◆ **Written instruction**
Write out every line of the material as it stands, apart from the pictures.

=== Material ===

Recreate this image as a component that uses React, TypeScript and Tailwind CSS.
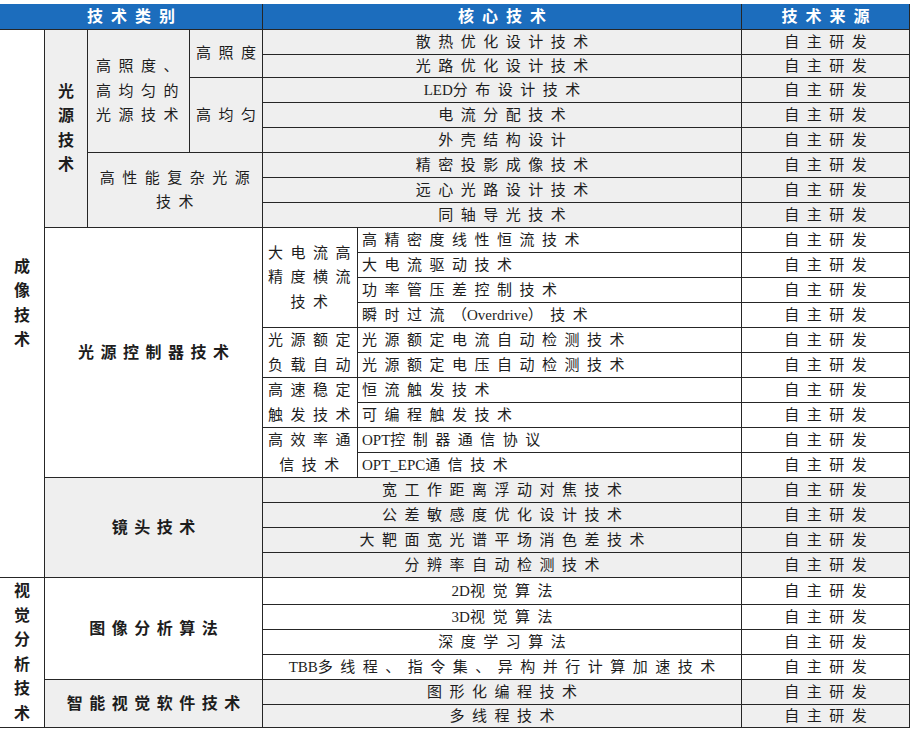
import React from "react";

const GRAY = "bg-[#efefef]";
const WHITE = "bg-white";

// core tech cell, spans the sub-label column too
const Core = ({ bg, children }: { bg: string; children: React.ReactNode }) => (
  <div className={`col-span-2 flex items-center justify-center whitespace-nowrap text-[15px] tracking-[7.5px] ${bg}`}>
    <span className="mr-[-7.5px]">{children}</span>
  </div>
);

// left aligned core tech (光源控制器 section)
const CoreLeft = ({ children }: { children: React.ReactNode }) => (
  <div className="flex items-center whitespace-nowrap bg-white pl-[4px] text-[15px] tracking-[7.5px]">
    {children}
  </div>
);

const Src = ({ bg }: { bg: string }) => (
  <div className={`flex items-center justify-center text-[15px] tracking-[7.5px] ${bg}`}>
    <span className="mr-[-7.5px]">自主研发</span>
  </div>
);

const Latin = ({ children }: { children: React.ReactNode }) => (
  <span className="tracking-normal">{children}</span>
);

const Vertical = ({ text, className }: { text: string; className: string }) => (
  <div className={`flex flex-col items-center justify-center text-[16px] font-bold ${className}`}>
    {[...text].map((c, i) => (
      <span key={i} className="h-[24.5px] leading-[24.5px]">
        {c}
      </span>
    ))}
  </div>
);

const Lines = ({ lines, className }: { lines: string[]; className: string }) => (
  <div className={`flex flex-col justify-center whitespace-nowrap text-[15px] tracking-[7.5px] ${className}`}>
    {lines.map((l, i) => (
      <div key={i} className="h-[24.5px] leading-[24.5px]">
        {l}
      </div>
    ))}
  </div>
);

const Section = ({ text, className }: { text: string; className: string }) => (
  <div className={`col-span-3 flex items-center justify-center text-[16px] font-bold tracking-[6.5px] ${className}`}>
    <span className="mr-[-6.5px]">{text}</span>
  </div>
);

const Head = ({ text, className }: { text: string; className: string }) => (
  <div className={`flex items-center justify-center bg-[#1c6dbd] text-[16px] font-bold tracking-[8px] text-white ${className}`}>
    <span className="mr-[-8px]">{text}</span>
  </div>
);

export default function App() {
  return (
    <div className="min-h-screen bg-white pt-[4px] font-['Liberation_Serif','Noto_Sans_CJK_SC',serif] text-[#1d1d1d]">
      <div className="grid w-[910px] grid-cols-[44px_42px_101px_72px_94px_383px_167px] grid-rows-[25px_24px_22px_repeat(20,24px)_26px_repeat(4,24px)_22px] gap-px bg-[#262626] pb-px pr-px">
        {/* header */}
        <Head text="技术类别" className="col-span-4" />
        <Head text="核心技术" className="col-span-2" />
        <Head text="技术来源" className="" />

        {/* row 1 */}
        <Vertical text="成像技术" className={`row-span-22 ${WHITE}`} />
        <Vertical text="光源技术" className={`row-span-8 ${GRAY}`} />
        <Lines lines={["高照度、", "高均匀的", "光源技术"]} className={`row-span-5 pl-[8px] ${GRAY}`} />
        <div className={`row-span-2 flex items-center justify-center whitespace-nowrap text-[15px] tracking-[7.5px] ${GRAY}`}>
          <span className="mr-[-7.5px]">高照度</span>
        </div>
        <Core bg={GRAY}>散热优化设计技术</Core>
        <Src bg={GRAY} />

        <Core bg={GRAY}>光路优化设计技术</Core>
        <Src bg={GRAY} />

        <div className={`row-span-3 flex items-center justify-center whitespace-nowrap text-[15px] tracking-[7.5px] ${GRAY}`}>
          <span className="mr-[-7.5px]">高均匀</span>
        </div>
        <Core bg={GRAY}>
          <Latin>LED</Latin>分布设计技术
        </Core>
        <Src bg={GRAY} />

        <Core bg={GRAY}>电流分配技术</Core>
        <Src bg={GRAY} />

        <Core bg={GRAY}>外壳结构设计</Core>
        <Src bg={GRAY} />

        <Lines lines={["高性能复杂光源", "技术"]} className={`col-span-2 row-span-3 items-center pl-[7px] ${GRAY}`} />
        <Core bg={GRAY}>精密投影成像技术</Core>
        <Src bg={GRAY} />

        <Core bg={GRAY}>远心光路设计技术</Core>
        <Src bg={GRAY} />

        <Core bg={GRAY}>同轴导光技术</Core>
        <Src bg={GRAY} />

        {/* 光源控制器 */}
        <Section text="光源控制器技术" className={`row-span-10 ${WHITE}`} />
        <Lines lines={["大电流高", "精度横流", "技术"]} className={`row-span-4 items-center pl-[6px] ${WHITE}`} />
        <CoreLeft>高精密度线性恒流技术</CoreLeft>
        <Src bg={WHITE} />

        <CoreLeft>大电流驱动技术</CoreLeft>
        <Src bg={WHITE} />

        <CoreLeft>功率管压差控制技术</CoreLeft>
        <Src bg={WHITE} />

        <CoreLeft>
          瞬时过流<Latin>（Overdrive</Latin>）技术
        </CoreLeft>
        <Src bg={WHITE} />

        <Lines lines={["光源额定", "负载自动"]} className={`row-span-2 items-center pl-[6px] ${WHITE}`} />
        <CoreLeft>光源额定电流自动检测技术</CoreLeft>
        <Src bg={WHITE} />

        <CoreLeft>光源额定电压自动检测技术</CoreLeft>
        <Src bg={WHITE} />

        <Lines lines={["高速稳定", "触发技术"]} className={`row-span-2 items-center pl-[6px] ${WHITE}`} />
        <CoreLeft>恒流触发技术</CoreLeft>
        <Src bg={WHITE} />

        <CoreLeft>可编程触发技术</CoreLeft>
        <Src bg={WHITE} />

        <Lines lines={["高效率通", "信技术"]} className={`row-span-2 items-center pl-[6px] ${WHITE}`} />
        <CoreLeft>
          <Latin>OPT</Latin>控制器通信协议
        </CoreLeft>
        <Src bg={WHITE} />

        <CoreLeft>
          <Latin>OPT_EPC</Latin>通信技术
        </CoreLeft>
        <Src bg={WHITE} />

        {/* 镜头 */}
        <Section text="镜头技术" className={`row-span-4 ${GRAY}`} />
        <Core bg={GRAY}>宽工作距离浮动对焦技术</Core>
        <Src bg={GRAY} />

        <Core bg={GRAY}>公差敏感度优化设计技术</Core>
        <Src bg={GRAY} />

        <Core bg={GRAY}>大靶面宽光谱平场消色差技术</Core>
        <Src bg={GRAY} />

        <Core bg={GRAY}>分辨率自动检测技术</Core>
        <Src bg={GRAY} />

        {/* 视觉分析 */}
        <Vertical text="视觉分析技术" className={`row-span-6 ${WHITE}`} />
        <Section text="图像分析算法" className={`row-span-4 ${WHITE}`} />
        <Core bg={WHITE}>
          <Latin>2D</Latin>视觉算法
        </Core>
        <Src bg={WHITE} />

        <Core bg={WHITE}>
          <Latin>3D</Latin>视觉算法
        </Core>
        <Src bg={WHITE} />

        <Core bg={WHITE}>深度学习算法</Core>
        <Src bg={WHITE} />

        <Core bg={WHITE}>
          <Latin>TBB</Latin>多线程、指令集、异构并行计算加速技术
        </Core>
        <Src bg={WHITE} />

        <Section text="智能视觉软件技术" className={`row-span-2 ${GRAY}`} />
        <Core bg={GRAY}>图形化编程技术</Core>
        <Src bg={GRAY} />

        <Core bg={GRAY}>多线程技术</Core>
        <Src bg={GRAY} />
      </div>
    </div>
  );
}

===

◆ **Complete response**
Recreate this image as a component that uses React, TypeScript and Tailwind CSS.
import React from "react";

const GRAY = "bg-[#efefef]";
const WHITE = "bg-white";

// core tech cell, spans the sub-label column too
const Core = ({ bg, children }: { bg: string; children: React.ReactNode }) => (
  <div className={`col-span-2 flex items-center justify-center whitespace-nowrap text-[15px] tracking-[7.5px] ${bg}`}>
    <span className="mr-[-7.5px]">{children}</span>
  </div>
);

// left aligned core tech (光源控制器 section)
const CoreLeft = ({ children }: { children: React.ReactNode }) => (
  <div className="flex items-center whitespace-nowrap bg-white pl-[4px] text-[15px] tracking-[7.5px]">
    {children}
  </div>
);

const Src = ({ bg }: { bg: string }) => (
  <div className={`flex items-center justify-center text-[15px] tracking-[7.5px] ${bg}`}>
    <span className="mr-[-7.5px]">自主研发</span>
  </div>
);

const Latin = ({ children }: { children: React.ReactNode }) => (
  <span className="tracking-normal">{children}</span>
);

const Vertical = ({ text, className }: { text: string; className: string }) => (
  <div className={`flex flex-col items-center justify-center text-[16px] font-bold ${className}`}>
    {[...text].map((c, i) => (
      <span key={i} className="h-[24.5px] leading-[24.5px]">
        {c}
      </span>
    ))}
  </div>
);

const Lines = ({ lines, className }: { lines: string[]; className: string }) => (
  <div className={`flex flex-col justify-center whitespace-nowrap text-[15px] tracking-[7.5px] ${className}`}>
    {lines.map((l, i) => (
      <div key={i} className="h-[24.5px] leading-[24.5px]">
        {l}
      </div>
    ))}
  </div>
);

const Section = ({ text, className }: { text: string; className: string }) => (
  <div className={`col-span-3 flex items-center justify-center text-[16px] font-bold tracking-[6.5px] ${className}`}>
    <span className="mr-[-6.5px]">{text}</span>
  </div>
);

const Head = ({ text, className }: { text: string; className: string }) => (
  <div className={`flex items-center justify-center bg-[#1c6dbd] text-[16px] font-bold tracking-[8px] text-white ${className}`}>
    <span className="mr-[-8px]">{text}</span>
  </div>
);

export default function App() {
  return (
    <div className="min-h-screen bg-white pt-[4px] font-['Liberation_Serif','Noto_Sans_CJK_SC',serif] text-[#1d1d1d]">
      <div className="grid w-[910px] grid-cols-[44px_42px_101px_72px_94px_383px_167px] grid-rows-[25px_24px_22px_repeat(20,24px)_26px_repeat(4,24px)_22px] gap-px bg-[#262626] pb-px pr-px">
        {/* header */}
        <Head text="技术类别" className="col-span-4" />
        <Head text="核心技术" className="col-span-2" />
        <Head text="技术来源" className="" />

        {/* row 1 */}
        <Vertical text="成像技术" className={`row-span-22 ${WHITE}`} />
        <Vertical text="光源技术" className={`row-span-8 ${GRAY}`} />
        <Lines lines={["高照度、", "高均匀的", "光源技术"]} className={`row-span-5 pl-[8px] ${GRAY}`} />
        <div className={`row-span-2 flex items-center justify-center whitespace-nowrap text-[15px] tracking-[7.5px] ${GRAY}`}>
          <span className="mr-[-7.5px]">高照度</span>
        </div>
        <Core bg={GRAY}>散热优化设计技术</Core>
        <Src bg={GRAY} />

        <Core bg={GRAY}>光路优化设计技术</Core>
        <Src bg={GRAY} />

        <div className={`row-span-3 flex items-center justify-center whitespace-nowrap text-[15px] tracking-[7.5px] ${GRAY}`}>
          <span className="mr-[-7.5px]">高均匀</span>
        </div>
        <Core bg={GRAY}>
          <Latin>LED</Latin>分布设计技术
        </Core>
        <Src bg={GRAY} />

        <Core bg={GRAY}>电流分配技术</Core>
        <Src bg={GRAY} />

        <Core bg={GRAY}>外壳结构设计</Core>
        <Src bg={GRAY} />

        <Lines lines={["高性能复杂光源", "技术"]} className={`col-span-2 row-span-3 items-center pl-[7px] ${GRAY}`} />
        <Core bg={GRAY}>精密投影成像技术</Core>
        <Src bg={GRAY} />

        <Core bg={GRAY}>远心光路设计技术</Core>
        <Src bg={GRAY} />

        <Core bg={GRAY}>同轴导光技术</Core>
        <Src bg={GRAY} />

        {/* 光源控制器 */}
        <Section text="光源控制器技术" className={`row-span-10 ${WHITE}`} />
        <Lines lines={["大电流高", "精度横流", "技术"]} className={`row-span-4 items-center pl-[6px] ${WHITE}`} />
        <CoreLeft>高精密度线性恒流技术</CoreLeft>
        <Src bg={WHITE} />

        <CoreLeft>大电流驱动技术</CoreLeft>
        <Src bg={WHITE} />

        <CoreLeft>功率管压差控制技术</CoreLeft>
        <Src bg={WHITE} />

        <CoreLeft>
          瞬时过流<Latin>（Overdrive</Latin>）技术
        </CoreLeft>
        <Src bg={WHITE} />

        <Lines lines={["光源额定", "负载自动"]} className={`row-span-2 items-center pl-[6px] ${WHITE}`} />
        <CoreLeft>光源额定电流自动检测技术</CoreLeft>
        <Src bg={WHITE} />

        <CoreLeft>光源额定电压自动检测技术</CoreLeft>
        <Src bg={WHITE} />

        <Lines lines={["高速稳定", "触发技术"]} className={`row-span-2 items-center pl-[6px] ${WHITE}`} />
        <CoreLeft>恒流触发技术</CoreLeft>
        <Src bg={WHITE} />

        <CoreLeft>可编程触发技术</CoreLeft>
        <Src bg={WHITE} />

        <Lines lines={["高效率通", "信技术"]} className={`row-span-2 items-center pl-[6px] ${WHITE}`} />
        <CoreLeft>
          <Latin>OPT</Latin>控制器通信协议
        </CoreLeft>
        <Src bg={WHITE} />

        <CoreLeft>
          <Latin>OPT_EPC</Latin>通信技术
        </CoreLeft>
        <Src bg={WHITE} />

        {/* 镜头 */}
        <Section text="镜头技术" className={`row-span-4 ${GRAY}`} />
        <Core bg={GRAY}>宽工作距离浮动对焦技术</Core>
        <Src bg={GRAY} />

        <Core bg={GRAY}>公差敏感度优化设计技术</Core>
        <Src bg={GRAY} />

        <Core bg={GRAY}>大靶面宽光谱平场消色差技术</Core>
        <Src bg={GRAY} />

        <Core bg={GRAY}>分辨率自动检测技术</Core>
        <Src bg={GRAY} />

        {/* 视觉分析 */}
        <Vertical text="视觉分析技术" className={`row-span-6 ${WHITE}`} />
        <Section text="图像分析算法" className={`row-span-4 ${WHITE}`} />
        <Core bg={WHITE}>
          <Latin>2D</Latin>视觉算法
        </Core>
        <Src bg={WHITE} />

        <Core bg={WHITE}>
          <Latin>3D</Latin>视觉算法
        </Core>
        <Src bg={WHITE} />

        <Core bg={WHITE}>深度学习算法</Core>
        <Src bg={WHITE} />

        <Core bg={WHITE}>
          <Latin>TBB</Latin>多线程、指令集、异构并行计算加速技术
        </Core>
        <Src bg={WHITE} />

        <Section text="智能视觉软件技术" className={`row-span-2 ${GRAY}`} />
        <Core bg={GRAY}>图形化编程技术</Core>
        <Src bg={GRAY} />

        <Core bg={GRAY}>多线程技术</Core>
        <Src bg={GRAY} />
      </div>
    </div>
  );
}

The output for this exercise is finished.